El día en que el coronavirus arrojó un nuevo síntoma: la indiferencia
Me tomó 11 días alcanzar a hacer una pausa para pensar cómo, si en algo, este aislamiento social impuesto por la desagradable llegada del coronavirus había cambiado mi vida.
Sin duda, mucho cambió. Ahora el reloj suena un poquito más tarde y la niña desayuna y comienza su educación a través de una tableta, aunque suspirando y lamentando cada cinco minutos el no poder estar con sus amigos. Mi trabajo es interrumpido infinita cantidad de veces para responder dudas de matemáticas y ciencias, preparar el almuerzo, y responder mensajes de texto y correos electrónicos que no pueden esperar. A eso se suma que mis momentos de relajación favoritos, aquellos que ocurren con el junte con alguna amiga, ahora deben esperar… dos semanas más.
Pero, increíblemente, hay una belleza dentro de ese caos. He aprendido a valorar cada mañana junto a mi hija sin tener como enemigo al reloj que constantemente nos amenaza con llegar tarde a la escuela y provoca que iniciemos el día entre cantaletas y discusiones. Puedo disfrutar en la mesa de su compañía, mientras ambas trabajamos juntas. A sus siete años, poco entiende de la seriedad del asunto, pero sabe que nos corresponde aguantar en casa para no enfermarnos. Sí, hay belleza en esto, me llegué a decir. Hasta que salí a la calle.
Hace unos días me tocó ir al supermercado para volver a llenar mi alacena y me di cuenta que el coronavirus ya había infectado a todos con un nuevo síntoma que me resultaba perturbador: la indiferencia. Por primera vez, tuve que hacer una fila en el exterior para entrar a comprar algunas cosas. La frialdad de aquella fila era impresionante. Nadie sonreía. Nadie se hablaba. Nadie contestó mis “buenos días”. Escenario extraño en una Isla de gente buena, pensé. Imagino que habrá una sonrisa detrás de las mascarillas, me dije. Y tuve demasiado tiempo libre en aquella fila como para analizar que, aunque es un hecho que esas mascarillas sirven de barrera contra el virus, también lo hacen contra la sensibilidad que tanto se necesita en estos momentos.

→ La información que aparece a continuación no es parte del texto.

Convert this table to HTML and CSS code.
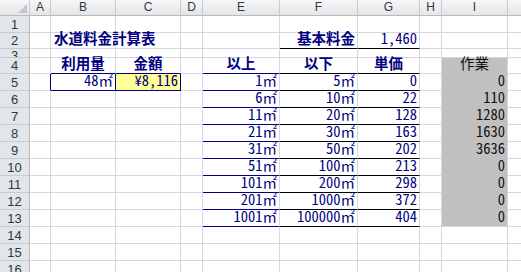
FILE: index.html
```html
<!DOCTYPE html>
<html lang="ja">
<head>
<meta charset="utf-8">
<title>水道料金計算表</title>
<link rel="stylesheet" href="styles.css">
</head>
<body>
<div class="view">
<div class="sheet">
  <div class="h corner"><div class="tri"></div></div>
  <div class="h">A</div><div class="h">B</div><div class="h">C</div><div class="h">D</div><div class="h">E</div><div class="h">F</div><div class="h">G</div><div class="h">H</div><div class="h">I</div><div class="h"></div>

  <div class="r">1</div>
  <div class="c"></div><div class="c"></div><div class="c"></div><div class="c"></div><div class="c"></div><div class="c"></div><div class="c"></div><div class="c"></div><div class="c"></div><div class="c"></div>

  <div class="r">2</div>
  <div class="c"></div><div class="c b title">水道料金計算表</div><div class="c"></div><div class="c"></div><div class="c"></div><div class="c b rt bk">基本料金</div><div class="c rt bk">1,460</div><div class="c"></div><div class="c"></div><div class="c"></div>

  <div class="r r3">3</div>
  <div class="c"></div><div class="c"></div><div class="c"></div><div class="c"></div><div class="c"></div><div class="c"></div><div class="c"></div><div class="c"></div><div class="c"></div><div class="c"></div>

  <div class="r">4</div>
  <div class="c"></div><div class="c b ctr bn">利用量</div><div class="c b ctr bn">金額</div><div class="c"></div><div class="c b ctr bn">以上</div><div class="c b ctr bk">以下</div><div class="c b ctr bk">単価</div><div class="c"></div><div class="c g ctr">作業</div><div class="c"></div>

  <div class="r">5</div>
  <div class="c rn"></div><div class="c rt bn rn">48㎡</div><div class="c rt y bn rn">¥8,116</div><div class="c"></div><div class="c rt bn">1㎡</div><div class="c rt bk">5㎡</div><div class="c rt bk">0</div><div class="c"></div><div class="c g rt">0</div><div class="c"></div>

  <div class="r">6</div>
  <div class="c"></div><div class="c"></div><div class="c"></div><div class="c"></div><div class="c rt bn">6㎡</div><div class="c rt bk">10㎡</div><div class="c rt bk">22</div><div class="c"></div><div class="c g rt">110</div><div class="c"></div>

  <div class="r">7</div>
  <div class="c"></div><div class="c"></div><div class="c"></div><div class="c"></div><div class="c rt bn">11㎡</div><div class="c rt bk">20㎡</div><div class="c rt bk">128</div><div class="c"></div><div class="c g rt">1280</div><div class="c"></div>

  <div class="r">8</div>
  <div class="c"></div><div class="c"></div><div class="c"></div><div class="c"></div><div class="c rt bn">21㎡</div><div class="c rt bk">30㎡</div><div class="c rt bk">163</div><div class="c"></div><div class="c g rt">1630</div><div class="c"></div>

  <div class="r">9</div>
  <div class="c"></div><div class="c"></div><div class="c"></div><div class="c"></div><div class="c rt bn">31㎡</div><div class="c rt bk">50㎡</div><div class="c rt bk">202</div><div class="c"></div><div class="c g rt">3636</div><div class="c"></div>

  <div class="r">10</div>
  <div class="c"></div><div class="c"></div><div class="c"></div><div class="c"></div><div class="c rt bn">51㎡</div><div class="c rt bk">100㎡</div><div class="c rt bk">213</div><div class="c"></div><div class="c g rt">0</div><div class="c"></div>

  <div class="r">11</div>
  <div class="c"></div><div class="c"></div><div class="c"></div><div class="c"></div><div class="c rt bn">101㎡</div><div class="c rt bk">200㎡</div><div class="c rt bk">298</div><div class="c"></div><div class="c g rt">0</div><div class="c"></div>

  <div class="r">12</div>
  <div class="c"></div><div class="c"></div><div class="c"></div><div class="c"></div><div class="c rt bn">201㎡</div><div class="c rt bk">1000㎡</div><div class="c rt bk">372</div><div class="c"></div><div class="c g rt">0</div><div class="c"></div>

  <div class="r">13</div>
  <div class="c"></div><div class="c"></div><div class="c"></div><div class="c"></div><div class="c rt bn">1001㎡</div><div class="c rt bk">100000㎡</div><div class="c rt bk">404</div><div class="c"></div><div class="c g g-last rt">0</div><div class="c"></div>

  <div class="r">14</div>
  <div class="c"></div><div class="c"></div><div class="c"></div><div class="c"></div><div class="c"></div><div class="c"></div><div class="c"></div><div class="c"></div><div class="c"></div><div class="c"></div>

  <div class="r">15</div>
  <div class="c"></div><div class="c"></div><div class="c"></div><div class="c"></div><div class="c"></div><div class="c"></div><div class="c"></div><div class="c"></div><div class="c"></div><div class="c"></div>

  <div class="r">16</div>
  <div class="c"></div><div class="c"></div><div class="c"></div><div class="c"></div><div class="c"></div><div class="c"></div><div class="c"></div><div class="c"></div><div class="c"></div><div class="c"></div>
</div>
</div>
</body>
</html>
```

FILE: styles.css
```css
html, body {
  margin: 0;
  padding: 0;
  background: #ffffff;
}

.view {
  width: 521px;
  height: 272px;
  overflow: hidden;
}

.sheet {
  display: grid;
  grid-template-columns: 30px 21px 65px 65px 22px 77px 78px 62px 22px 66px 65px;
  grid-template-rows: 16px 17px 16px 9px 16px repeat(12, 17px);
  width: max-content;
  font-family: "Noto Sans CJK JP", "Noto Sans", sans-serif;
  font-size: 14.5px;
  font-feature-settings: "hwid";
  color: #000080;
}

.h,
.r,
.c {
  box-sizing: border-box;
  display: flex;
  white-space: nowrap;
  line-height: 1;
}

/* column headers */
.h {
  background: linear-gradient(#f7f7f8, #e4e5e8);
  border-right: 1px solid #c9cace;
  border-bottom: 1px solid #b7b9be;
  color: #2c3b3b;
  font-family: "Liberation Sans", Arial, sans-serif;
  font-size: 12px;
  justify-content: center;
  align-items: center;
  padding-bottom: 1px;
}

.corner {
  justify-content: flex-end;
  align-items: flex-end;
  padding: 0 2px 2px 0;
}

.tri {
  width: 9px;
  height: 9px;
  background: #c3c5c9;
  clip-path: polygon(100% 0, 100% 100%, 0 100%);
}

/* row headers */
.r {
  background: #e2e5ea;
  border-right: 1px solid #b7b9be;
  border-bottom: 1px solid #c9cace;
  color: #2c3b3b;
  font-family: "Liberation Sans", Arial, sans-serif;
  font-size: 13px;
  justify-content: center;
  align-items: center;
  overflow: hidden;
}

.r3 {
  align-items: flex-start;
  line-height: 13px;
}

/* cells */
.c {
  border-right: 1px solid #d6d6de;
  border-bottom: 1px solid #d6d6de;
  align-items: flex-end;
  padding: 0 2px 3px;
}

.b { font-weight: bold; }
.title { padding-left: 3px; }
.rt { justify-content: flex-end; }
.ctr { justify-content: center; }

.bn { border-bottom-color: #000080; }
.bk { border-bottom-color: #000000; }
.rn { border-right-color: #000080; }

.y { background: #ffff99; }

.g {
  background: #c0c0c0;
  border-bottom-color: #c0c0c0;
  color: #111111;
}

.g-last { border-bottom-color: #d6d6de; }
```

Entonces, cuando el sicólogo David Pérez Jiménez habló durante una discusión sobre el coronavirus que ofreció el Centro de Investigación Interdisciplinaria y Aprendizaje Subgraduado de la Universidad de Puerto Rico, lo entendí todo: “El distanciamiento debe ser físico, no social”.
¡Este hombre dio en el clavo! El aislamiento social es lo menos que necesitamos en estos momentos en que la incertidumbre nos arropa. Si bien es de suma importancia mantener un distanciamiento físico, para cuidar de nuestra salud, nuestra mejor arma para vencer el miedo y la ansiedad que nos provoca el estar ajenos a lo que ocurrirá con nosotros en medio de la pandemia, es nuestra empatía y sensibilidad para con otros.
Vivir metidos en el temor y en la negatividad de la situación no nos permite darnos cuenta de lo afortunados que somos de que nos toque vivir una cuarentena en una era en la que podemos llamar a los viejos por FaceTime y asegurarnos de que están bien y de que vean a sus nietos. Tenemos la ventaja de que con una orden a través de la computadora o mediante el teléfono, nos llega comida a la puerta de nuestras casas. Nos enfocamos en la pelea que tenemos con el nene que no hace las tareas como se supone, en vez de vacilarnos la poca paciencia que tenemos para lidiar con esos asuntos. Nos quejamos de estar en casa, cuando cada domingo sufríamos porque al otro día teníamos que ir a trabajar.
Puerto Rico se creció cuando María lanzó todo su coraje contra la Isla y siguió empoderándose cuando se lanzó a la calle a ayudar a los ciudadanos del sur después de los terremotos. Unas máscaras y la interpretación incorrecta de “aislamiento social” no nos puede alejar de nuestra esencia generosa. Conteste unos buenos días, guiñe un ojo en señal de saludo si su sonrisa está cubierta por una mascarilla, llame a los suyos cada día y dígales cuánto los ama. Estas acciones nos llenan de salud y vida.
Sin duda, mucho cambió desde que llegó el virus. Pero está en nosotros manejarlo de la manera que me sirva para crecer. Día a día. Disfrutando del aroma a comidas criolla que hay en mi vecindario en el que ahora se cocina todos los días. Tomando un receso para ver a mi hija tomar su clase de baile virtual y ver lo mucho que ha crecido. Poniéndome al día con mis amigas a través de la pantalla de una computadora y riendo con cada anécdota de este encierro.
Sin duda, mucho cambió. Pero yo elijo disfrutarlo y estar pendiente a cada experiencia, para tener muchas historias maravillosas que contar.